# Sigma SD-1 prices--through the roof!!!



## Derrel (May 22, 2011)

Sigma SD1 Camera and Lens Kits - Sigmaphoto.com

Take a look at these incredibly high prices for the Sigma SD-1 d-slr, scheduled to be released in early June of 2011.

$8,600 + for a Sigma with a 24-70 and 70-200 Sigma lenses?

Over $7,000 with just their 30mm f/1.4 lens?

Huh????


----------



## RauschPhotography (May 22, 2011)

Apparently I haven't heard about Sigma releasing this yet.. :scratch:


----------



## Derrel (May 22, 2011)

I'm eagerly looking forward to the $59.99 McDonald's Triple Steak & Shrimp burger...

and the $119 Snickers Grande Bar...

Sigma's MSRP on this new camera is simply put, ridiculous. I know, I know, they claim it will have very high image quality...but it's a Sigma...meaning almost no lens base, almost no user base, and quite frankly, a reputation as a lower-echelon manufacturer.


----------



## Overread (May 22, 2011)

I suspect Sigma know that they won't break the Canon/Nikon market hold nor even hit in at Sony level. So I take their price as being high for a very specific tool that will have a small production run (which in itself raises production costs over mass production). Also its a release price - I've yet to see any camera maker set a sane release price on anything - give it till its full release and the price will drop a lot - a few months on teh market and again a big price reduction. I will probably lose a quarter to a half of its RRP from release.


----------



## bentcountershaft (May 22, 2011)

What's with the three layers of pixels?


----------



## AlexColeman (May 22, 2011)

Its supposed to provide better resolution and color then a bayer array sensor. Its way too much because they are a small company with a small run of these cameras. Theres no user base, no lens selection and no reason that this is any better then a D3x or a 1d(s) MKIII


----------



## Overread (May 22, 2011)

AlexColeman said:


> no lens selection


 
but but what about: Sigma Imaging (UK) Ltd


----------



## Hatch1921 (May 23, 2011)

Sample images 
Sample Photo Gallery | SIGMA SD1 : Special Contents 

So... what am I missing here? Not bashing Sigma... I have 2 of their lenses and I enjoy them.   

Looking over the sample images... I wasn't blown away.  Now.. that  being said.. I've never been blown away with the Canon sample images as I  think the engineers take them...not professional photographers.   

So...what makes this camera worth the $9K?  

Maybe I'm a little dense? LOL  I just don't understand at this point.   
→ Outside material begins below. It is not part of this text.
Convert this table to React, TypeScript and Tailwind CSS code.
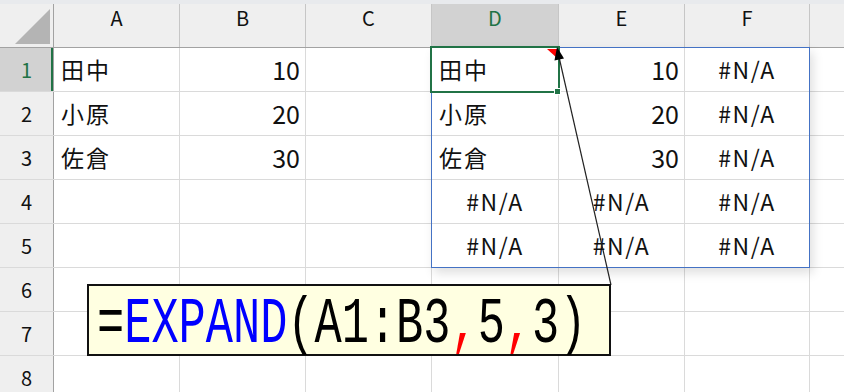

Love my 5D2... and again... from the sample shots... I can't see me shelling out another $6500 for this camera. 

Thoughts? 
Hatch


----------



## epp_b (May 23, 2011)

Tomorrow, Sigma is changing their name to Leica.


----------



## chaosrealm93 (May 23, 2011)

^ lol.

i've never been a sigma fan myself. only considered buying their 50mm 1.4 at one point... but nah.


----------



## Drake (May 23, 2011)

It's funny how Sigma's marketing specialists insist on putting the 'x3' everywhere they can. I mean I do understand that the sensor is somewhat revolutionary with the 3 layers and all, but putting x3 next to the specification under the file size (4704 x 3136 x 3) is going a bit too far. An image is an image, a JPG won't have 3 pixels instead of each one. They seem to like the x3 concept so much they even multiplied the price by 3.


----------



## KmH (May 24, 2011)

bentcountershaft said:


> What's with the three layers of pixels?


No demosacing.

 It's known as a Foveon image sensor. Foveon X3 sensor - Wikipedia, the free encyclopedia



> Comparison to Bayer filter sensors &#8211; operational differences
> The operation of the Foveon X3 sensor is quite different from that of the Bayer filter image sensor more commonly used in digital cameras. In the Bayer sensor, each photosite in the array consists of a single light sensor (either CMOS or CCD) that, as a result of filtration, is exposed to only one of the three primary colors, red, green, or blue. Constructing a full color image from a Bayer sensor requires demosaicing, an interpolative process in which the output pixel associated with each photosite is assigned an RGB value based in part on the level of red, green, and blue reported by those photosites adjacent to it. The Foveon X3 sensor creates its RGB color output for each photosite by combining the outputs of each of the stacked photodiodes at each of its photosites. This operational difference results in several significant consequences.


----------



## o hey tyler (May 24, 2011)

bentcountershaft said:


> What's with the three layers of pixels?


 
It enables it to be THREE TIMES AS ****ING AWESOME.


----------



## newb (May 24, 2011)

So is it really 46MP, or is it 15 and some change?


----------



## Drake (May 24, 2011)

newb said:


> So is it really 46MP, or is it 15 and some change?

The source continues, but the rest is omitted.